Task to complete
Copy whichever lines contain the string "this".

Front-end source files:
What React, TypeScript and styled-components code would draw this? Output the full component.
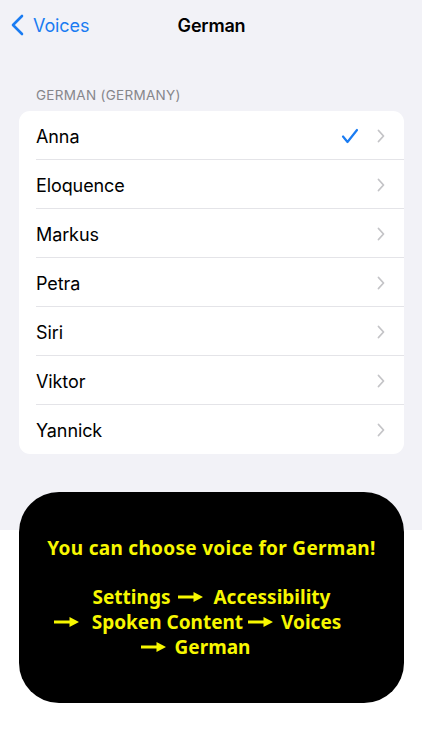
import styled, { createGlobalStyle } from "styled-components";

const Global = createGlobalStyle`
  html, body {
    margin: 0;
    padding: 0;
  }
  body {
    font-family: "Inter", "Liberation Sans", sans-serif;
    -webkit-font-smoothing: antialiased;
  }
`;

const Screen = styled.div`
  width: 422px;
  height: 750px;
  overflow: hidden;
  background: linear-gradient(#f2f2f7 0, #f2f2f7 530px, #ffffff 530px);
  display: flex;
  flex-direction: column;
`;

const NavBar = styled.div`
  height: 50px;
  display: grid;
  grid-template-columns: 1fr auto 1fr;
  align-items: center;
  padding: 0 10px 0 11px;
`;

const BackButton = styled.div`
  display: flex;
  align-items: center;
  gap: 9px;
  color: #1a7cf2;
  font-size: 18px;
  letter-spacing: -0.1px;
`;

const Title = styled.div`
  font-size: 18px;
  font-weight: 600;
  color: #000;
  letter-spacing: -0.2px;
`;

const SectionHeader = styled.div`
  margin: 37px 0 0 36px;
  font-size: 13.5px;
  color: #86868b;
  letter-spacing: 0.3px;
  height: 17px;
  line-height: 17px;
`;

const List = styled.div`
  margin: 7px 18px 0 19px;
  background: #fff;
  border-radius: 11px;
  overflow: hidden;
`;

const Row = styled.div`
  height: 49px;
  display: flex;
  align-items: center;
  padding-left: 17px;
  position: relative;
  &:not(:last-child)::after {
    content: "";
    position: absolute;
    left: 17px;
    right: 0;
    bottom: 0;
    height: 1px;
    background: #e4e4e8;
  }
`;

const Name = styled.div`
  flex: 1;
  font-size: 18px;
  color: #000;
  letter-spacing: -0.1px;
  padding-top: 1px;
`;

const Check = styled.div`
  width: 20px;
  display: flex;
  justify-content: center;
  margin-right: 16px;
`;

const Chevron = styled.div`
  width: 10px;
  margin-right: 18px;
  display: flex;
  justify-content: center;
`;

const Card = styled.div`
  margin: 38px 18px 0 19px;
  height: 211px;
  background: #000;
  border-radius: 40px;
  display: flex;
  flex-direction: column;
  align-items: center;
  padding-top: 44px;
  box-sizing: border-box;
  color: #f7f700;
  font-family: "Noto Sans", "Noto Sans CJK KR", sans-serif;
  font-weight: 700;
  font-size: 19px;
  text-align: center;
`;

const Headline = styled.div`
  line-height: 25px;
  letter-spacing: 0.3px;
`;

const Steps = styled.div`
  margin-top: 24px;
  display: flex;
  flex-direction: column;
  align-items: center;
`;

const StepLine = styled.div<{ $shift?: number }>`
  line-height: 25px;
  white-space: nowrap;
  margin-right: ${(p) => (p.$shift ?? 0) * 2}px;
`;

const ArrowIcon = styled.svg<{ $l: number; $r: number }>`
  display: inline-block;
  vertical-align: 1px;
  margin-left: ${(p) => p.$l}px;
  margin-right: ${(p) => p.$r}px;
`;

const Arrow = ({ l, r }: { l: number; r: number }) => (
  <ArrowIcon $l={l} $r={r} width="25" height="12" viewBox="0 0 25 12">
    <path d="M0 4.6h15.5V1L25 6l-9.5 5V7.4H0z" fill="#f7f700" />
  </ArrowIcon>
);

const voices = ["Anna", "Eloquence", "Markus", "Petra", "Siri", "Viktor", "Yannick"];

export default function App() {
  return (
    <Screen>
      <Global />
      <NavBar>
        <BackButton>
          <svg width="13" height="22" viewBox="0 0 13 22">
            <path d="M11 2L2 11l9 9" fill="none" stroke="#1a7cf2" strokeWidth="2.6" strokeLinecap="round" strokeLinejoin="round" />
          </svg>
          Voices
        </BackButton>
        <Title>German</Title>
        <div />
      </NavBar>
      <SectionHeader>GERMAN (GERMANY)</SectionHeader>
      <List>
        {voices.map((v, i) => (
          <Row key={v}>
            <Name>{v}</Name>
            <Check>
              {i === 0 && (
                <svg width="18" height="16" viewBox="0 0 18 16">
                  <path d="M2 8.5l4.5 5.5L16 2" fill="none" stroke="#1a7cf2" strokeWidth="2.2" strokeLinecap="round" strokeLinejoin="round" />
                </svg>
              )}
            </Check>
            <Chevron>
              <svg width="8" height="14" viewBox="0 0 8 14">
                <path d="M1.5 1.5L6.5 7l-5 5.5" fill="none" stroke="#c4c4c7" strokeWidth="1.8" strokeLinecap="round" strokeLinejoin="round" />
              </svg>
            </Chevron>
          </Row>
        ))}
      </List>
      <Card>
        <Headline>You can choose voice for German!</Headline>
        <Steps>
          <StepLine>
            Settings
            <Arrow l={8} r={10} />
            Accessibility
          </StepLine>
          <StepLine $shift={14}>
            <Arrow l={0} r={13} />
            Spoken Content
            <Arrow l={5} r={8} />
            Voices
          </StepLine>
          <StepLine $shift={16}>
            <Arrow l={0} r={9} />
            German
          </StepLine>
        </Steps>
      </Card>
    </Screen>
  );
}
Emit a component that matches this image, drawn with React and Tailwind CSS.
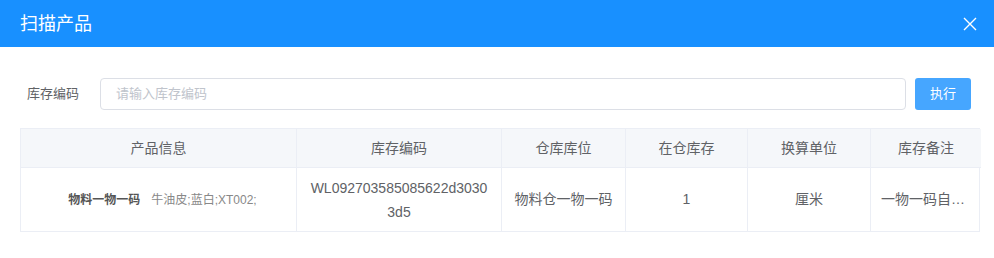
import React from "react";

const cols = ["产品信息", "库存编码", "仓库库位", "在仓库存", "换算单位", "库存备注"];

export default function App() {
  return (
    <div
      className="w-[994px] h-[258px] bg-white"
      style={{ fontFamily: '"Liberation Sans", "Noto Sans CJK SC", sans-serif' }}
    >
      <div className="h-[47px] bg-[#1890ff] flex items-center justify-between pl-5 pr-[17px]">
        <span className="text-white text-[18px] leading-none">扫描产品</span>
        <svg width="14" height="14" viewBox="0 0 14 14" className="text-white">
          <path d="M1 1L13 13M13 1L1 13" stroke="currentColor" strokeWidth="1.4" />
        </svg>
      </div>
      <div className="flex items-center pt-[31px] pl-[27px]">
        <span className="text-[13px] text-[#606266] w-[73px]">库存编码</span>
        <div className="w-[806px] h-[32px] border border-[#dcdfe6] rounded-[4px] flex items-center px-[15px] text-[13px] text-[#c0c4cc]">
          请输入库存编码
        </div>
        <button className="ml-[9px] w-[56px] h-[32px] rounded-[3px] bg-[#46a6ff] text-white text-[13px]">
          执行
        </button>
      </div>
      <div className="mt-[18px] ml-5 w-[960px] border border-[#ebeef5] grid grid-cols-[276px_205px_124px_122px_123px_110px] text-[14px] text-[#606266]">
        {cols.map((c, i) => (
          <div
            key={c}
            className={`h-[39px] bg-[#f5f7fa] flex items-center justify-center border-b border-[#ebeef5] ${i < 5 ? "border-r" : ""}`}
          >
            {c}
          </div>
        ))}
        <div className="h-[63px] flex items-center justify-center border-r border-[#ebeef5] text-[12px] pl-[8px]">
          <span className="font-bold text-[#555]">物料一物一码</span>
          <span className="ml-[11px] text-[#888]">牛油皮;蓝白;XT002;</span>
        </div>
        <div className="h-[63px] flex items-center justify-center border-r border-[#ebeef5] text-center leading-[24px] px-[10px] break-all">
          WL092703585085622d3030 3d5
        </div>
        <div className="h-[63px] flex items-center justify-center border-r border-[#ebeef5]">物料仓一物一码</div>
        <div className="h-[63px] flex items-center justify-center border-r border-[#ebeef5]">1</div>
        <div className="h-[63px] flex items-center justify-center border-r border-[#ebeef5]">厘米</div>
        <div className="h-[63px] flex items-center justify-center px-[10px] min-w-0">
          <span className="truncate">一物一码自动生成</span>
        </div>
      </div>
    </div>
  );
}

Expected answer
What React, TypeScript and styled-components code would draw this? Output the full component.
Emit a component that matches this image, drawn with React and Tailwind CSS.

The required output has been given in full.